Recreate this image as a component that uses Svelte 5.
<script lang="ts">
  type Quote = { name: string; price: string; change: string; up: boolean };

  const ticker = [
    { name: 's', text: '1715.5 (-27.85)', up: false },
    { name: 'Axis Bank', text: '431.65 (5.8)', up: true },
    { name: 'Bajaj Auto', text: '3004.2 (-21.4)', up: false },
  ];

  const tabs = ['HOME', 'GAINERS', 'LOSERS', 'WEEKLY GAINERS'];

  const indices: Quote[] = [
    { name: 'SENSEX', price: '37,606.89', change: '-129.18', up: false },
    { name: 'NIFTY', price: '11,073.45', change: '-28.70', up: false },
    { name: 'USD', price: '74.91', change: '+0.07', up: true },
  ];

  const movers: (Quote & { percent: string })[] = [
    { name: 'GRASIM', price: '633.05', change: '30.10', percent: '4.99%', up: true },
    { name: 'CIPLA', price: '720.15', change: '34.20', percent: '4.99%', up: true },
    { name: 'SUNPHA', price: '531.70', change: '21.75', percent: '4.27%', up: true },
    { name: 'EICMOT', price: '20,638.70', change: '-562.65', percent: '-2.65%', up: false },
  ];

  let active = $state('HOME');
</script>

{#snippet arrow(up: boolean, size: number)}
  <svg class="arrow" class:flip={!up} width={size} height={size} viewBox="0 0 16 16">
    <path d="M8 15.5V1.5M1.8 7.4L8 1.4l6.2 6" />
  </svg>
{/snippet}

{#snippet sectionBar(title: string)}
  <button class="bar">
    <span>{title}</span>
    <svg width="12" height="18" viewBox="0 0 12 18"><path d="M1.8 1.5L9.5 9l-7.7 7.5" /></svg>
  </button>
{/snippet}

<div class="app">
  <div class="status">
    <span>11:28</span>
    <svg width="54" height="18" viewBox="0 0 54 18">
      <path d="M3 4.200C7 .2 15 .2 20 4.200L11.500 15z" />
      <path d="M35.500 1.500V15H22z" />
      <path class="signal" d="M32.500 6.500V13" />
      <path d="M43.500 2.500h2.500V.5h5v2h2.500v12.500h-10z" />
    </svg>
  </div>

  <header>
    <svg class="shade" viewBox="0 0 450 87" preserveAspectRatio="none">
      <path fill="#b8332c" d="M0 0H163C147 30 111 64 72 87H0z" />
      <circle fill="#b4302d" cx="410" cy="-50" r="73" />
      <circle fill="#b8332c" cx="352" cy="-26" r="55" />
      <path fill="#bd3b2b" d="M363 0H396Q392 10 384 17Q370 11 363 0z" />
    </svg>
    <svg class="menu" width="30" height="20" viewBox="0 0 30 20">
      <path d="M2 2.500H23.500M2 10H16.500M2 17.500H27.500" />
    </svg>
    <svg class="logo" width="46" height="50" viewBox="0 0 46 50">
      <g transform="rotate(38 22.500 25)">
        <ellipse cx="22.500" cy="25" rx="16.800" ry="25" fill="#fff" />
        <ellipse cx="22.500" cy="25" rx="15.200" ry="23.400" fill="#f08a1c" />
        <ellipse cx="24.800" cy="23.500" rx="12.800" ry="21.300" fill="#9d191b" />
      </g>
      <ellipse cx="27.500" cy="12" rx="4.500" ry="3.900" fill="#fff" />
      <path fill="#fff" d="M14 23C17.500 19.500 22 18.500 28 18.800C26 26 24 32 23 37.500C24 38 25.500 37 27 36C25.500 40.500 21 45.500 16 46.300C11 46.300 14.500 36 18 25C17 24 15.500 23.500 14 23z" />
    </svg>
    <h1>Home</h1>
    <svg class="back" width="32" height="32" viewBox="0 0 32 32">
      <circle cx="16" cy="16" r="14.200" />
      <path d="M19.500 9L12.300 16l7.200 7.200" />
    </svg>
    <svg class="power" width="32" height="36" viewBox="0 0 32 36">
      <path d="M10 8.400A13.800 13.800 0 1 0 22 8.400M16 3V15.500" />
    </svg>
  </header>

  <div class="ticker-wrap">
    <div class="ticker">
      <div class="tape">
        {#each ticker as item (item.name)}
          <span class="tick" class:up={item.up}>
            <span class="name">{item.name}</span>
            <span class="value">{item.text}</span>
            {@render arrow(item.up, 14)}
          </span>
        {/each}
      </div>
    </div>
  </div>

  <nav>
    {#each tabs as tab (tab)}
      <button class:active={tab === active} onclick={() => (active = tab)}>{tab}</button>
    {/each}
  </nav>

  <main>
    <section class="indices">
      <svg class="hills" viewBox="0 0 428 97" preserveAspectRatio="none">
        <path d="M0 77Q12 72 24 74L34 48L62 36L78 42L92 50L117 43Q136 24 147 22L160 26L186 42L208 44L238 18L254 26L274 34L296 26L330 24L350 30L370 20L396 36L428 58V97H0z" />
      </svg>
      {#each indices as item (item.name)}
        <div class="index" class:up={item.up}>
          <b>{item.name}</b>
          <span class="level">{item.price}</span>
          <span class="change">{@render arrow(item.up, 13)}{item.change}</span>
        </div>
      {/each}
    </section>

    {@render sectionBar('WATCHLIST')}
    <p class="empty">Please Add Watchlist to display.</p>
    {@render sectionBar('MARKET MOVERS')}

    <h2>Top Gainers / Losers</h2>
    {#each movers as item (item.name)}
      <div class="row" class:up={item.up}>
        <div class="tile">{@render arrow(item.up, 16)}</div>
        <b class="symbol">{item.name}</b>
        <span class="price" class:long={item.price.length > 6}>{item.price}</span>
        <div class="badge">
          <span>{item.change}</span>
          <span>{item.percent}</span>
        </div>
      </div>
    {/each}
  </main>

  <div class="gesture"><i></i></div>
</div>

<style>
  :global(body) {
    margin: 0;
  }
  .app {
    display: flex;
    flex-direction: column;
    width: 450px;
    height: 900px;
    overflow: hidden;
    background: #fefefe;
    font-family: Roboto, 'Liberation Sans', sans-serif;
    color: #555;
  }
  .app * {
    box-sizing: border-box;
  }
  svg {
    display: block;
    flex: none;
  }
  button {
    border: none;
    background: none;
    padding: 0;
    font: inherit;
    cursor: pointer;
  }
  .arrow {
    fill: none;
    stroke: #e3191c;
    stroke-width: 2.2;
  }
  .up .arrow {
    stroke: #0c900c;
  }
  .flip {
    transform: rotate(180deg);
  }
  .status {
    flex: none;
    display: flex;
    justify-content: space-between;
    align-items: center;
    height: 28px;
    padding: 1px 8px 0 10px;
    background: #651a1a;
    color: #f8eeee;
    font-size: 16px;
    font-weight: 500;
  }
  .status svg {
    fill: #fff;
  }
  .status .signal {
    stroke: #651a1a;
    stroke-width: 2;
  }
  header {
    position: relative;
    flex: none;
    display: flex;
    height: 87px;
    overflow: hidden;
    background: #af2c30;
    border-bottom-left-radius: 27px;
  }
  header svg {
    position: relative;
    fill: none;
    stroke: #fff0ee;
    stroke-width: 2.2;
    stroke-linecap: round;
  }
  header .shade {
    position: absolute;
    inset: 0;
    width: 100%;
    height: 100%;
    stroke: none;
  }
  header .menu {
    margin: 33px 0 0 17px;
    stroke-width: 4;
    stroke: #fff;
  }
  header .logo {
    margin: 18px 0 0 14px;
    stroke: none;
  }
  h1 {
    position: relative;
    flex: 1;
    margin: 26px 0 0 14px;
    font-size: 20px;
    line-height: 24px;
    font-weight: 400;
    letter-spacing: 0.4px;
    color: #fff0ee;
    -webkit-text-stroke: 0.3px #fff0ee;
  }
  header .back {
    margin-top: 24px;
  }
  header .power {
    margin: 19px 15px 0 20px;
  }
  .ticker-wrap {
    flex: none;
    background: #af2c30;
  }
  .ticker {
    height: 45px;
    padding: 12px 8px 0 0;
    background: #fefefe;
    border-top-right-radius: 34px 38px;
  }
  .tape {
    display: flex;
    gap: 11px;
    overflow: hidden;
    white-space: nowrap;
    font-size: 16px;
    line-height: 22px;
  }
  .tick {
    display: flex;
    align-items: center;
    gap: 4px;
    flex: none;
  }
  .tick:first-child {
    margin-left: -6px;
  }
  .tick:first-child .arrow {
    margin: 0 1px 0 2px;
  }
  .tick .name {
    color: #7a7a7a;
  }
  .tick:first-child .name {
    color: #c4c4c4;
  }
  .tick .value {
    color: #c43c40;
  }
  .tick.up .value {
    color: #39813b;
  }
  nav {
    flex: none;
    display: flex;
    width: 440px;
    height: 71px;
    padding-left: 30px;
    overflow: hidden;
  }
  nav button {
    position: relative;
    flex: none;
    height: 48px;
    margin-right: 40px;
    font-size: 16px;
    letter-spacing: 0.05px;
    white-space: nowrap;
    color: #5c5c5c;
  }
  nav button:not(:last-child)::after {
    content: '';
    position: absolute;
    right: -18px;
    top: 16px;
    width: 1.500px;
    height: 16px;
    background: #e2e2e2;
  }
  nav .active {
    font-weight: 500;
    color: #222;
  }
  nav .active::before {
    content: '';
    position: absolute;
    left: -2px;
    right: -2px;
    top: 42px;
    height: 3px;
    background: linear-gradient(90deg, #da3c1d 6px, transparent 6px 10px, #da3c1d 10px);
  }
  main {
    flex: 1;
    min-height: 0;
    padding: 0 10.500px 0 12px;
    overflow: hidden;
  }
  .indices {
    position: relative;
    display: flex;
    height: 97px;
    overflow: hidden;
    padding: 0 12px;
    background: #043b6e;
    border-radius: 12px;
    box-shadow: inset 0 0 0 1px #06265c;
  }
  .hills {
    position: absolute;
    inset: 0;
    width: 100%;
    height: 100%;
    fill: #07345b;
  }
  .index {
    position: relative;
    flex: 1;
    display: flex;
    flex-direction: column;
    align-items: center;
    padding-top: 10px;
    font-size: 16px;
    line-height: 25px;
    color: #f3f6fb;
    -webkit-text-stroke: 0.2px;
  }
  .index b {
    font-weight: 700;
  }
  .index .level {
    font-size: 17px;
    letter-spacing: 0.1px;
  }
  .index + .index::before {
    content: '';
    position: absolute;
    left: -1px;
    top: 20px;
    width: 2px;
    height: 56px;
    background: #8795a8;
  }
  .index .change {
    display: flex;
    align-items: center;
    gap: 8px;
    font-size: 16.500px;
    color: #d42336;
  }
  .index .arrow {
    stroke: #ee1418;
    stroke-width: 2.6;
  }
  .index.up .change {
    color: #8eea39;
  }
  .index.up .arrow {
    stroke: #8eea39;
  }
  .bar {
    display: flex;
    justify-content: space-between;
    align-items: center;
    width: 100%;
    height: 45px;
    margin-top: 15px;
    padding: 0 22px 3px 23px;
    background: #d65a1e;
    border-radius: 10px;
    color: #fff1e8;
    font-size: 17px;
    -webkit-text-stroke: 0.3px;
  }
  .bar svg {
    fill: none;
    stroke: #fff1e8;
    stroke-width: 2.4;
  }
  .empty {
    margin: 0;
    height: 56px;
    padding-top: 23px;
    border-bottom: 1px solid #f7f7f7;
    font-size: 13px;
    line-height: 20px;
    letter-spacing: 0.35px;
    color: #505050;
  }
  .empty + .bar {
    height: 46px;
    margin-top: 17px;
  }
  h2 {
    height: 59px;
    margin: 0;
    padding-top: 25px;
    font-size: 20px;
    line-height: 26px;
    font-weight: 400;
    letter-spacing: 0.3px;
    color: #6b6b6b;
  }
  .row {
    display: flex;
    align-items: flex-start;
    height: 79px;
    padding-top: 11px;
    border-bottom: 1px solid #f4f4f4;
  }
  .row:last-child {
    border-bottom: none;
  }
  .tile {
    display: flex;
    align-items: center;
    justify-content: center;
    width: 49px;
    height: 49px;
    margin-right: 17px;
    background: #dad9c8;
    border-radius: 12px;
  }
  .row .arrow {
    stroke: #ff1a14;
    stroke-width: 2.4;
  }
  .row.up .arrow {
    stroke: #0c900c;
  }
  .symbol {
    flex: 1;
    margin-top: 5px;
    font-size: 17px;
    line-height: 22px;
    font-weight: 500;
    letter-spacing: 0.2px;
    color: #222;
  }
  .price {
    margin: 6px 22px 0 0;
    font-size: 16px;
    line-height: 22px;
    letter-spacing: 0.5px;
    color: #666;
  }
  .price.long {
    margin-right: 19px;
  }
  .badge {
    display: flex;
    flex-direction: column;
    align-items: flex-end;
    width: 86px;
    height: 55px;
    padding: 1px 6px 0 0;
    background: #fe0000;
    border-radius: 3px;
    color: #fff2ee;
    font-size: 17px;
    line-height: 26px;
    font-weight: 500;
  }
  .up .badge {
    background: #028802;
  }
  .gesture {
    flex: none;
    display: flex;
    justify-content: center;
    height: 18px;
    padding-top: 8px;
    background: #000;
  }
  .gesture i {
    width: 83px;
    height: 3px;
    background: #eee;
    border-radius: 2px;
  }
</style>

- What is needed: Using the material above, quote the first line and each line after it, stopping at and including the line that holds "const tabs = ['HOME', 'GAINERS', 'LOSERS', 'WEEKLY".

- Exercise answer:
Recreate this image as a component that uses Svelte 5.
<script lang="ts">
  type Quote = { name: string; price: string; change: string; up: boolean };

  const ticker = [
    { name: 's', text: '1715.5 (-27.85)', up: false },
    { name: 'Axis Bank', text: '431.65 (5.8)', up: true },
    { name: 'Bajaj Auto', text: '3004.2 (-21.4)', up: false },
  ];

  const tabs = ['HOME', 'GAINERS', 'LOSERS', 'WEEKLY GAINERS'];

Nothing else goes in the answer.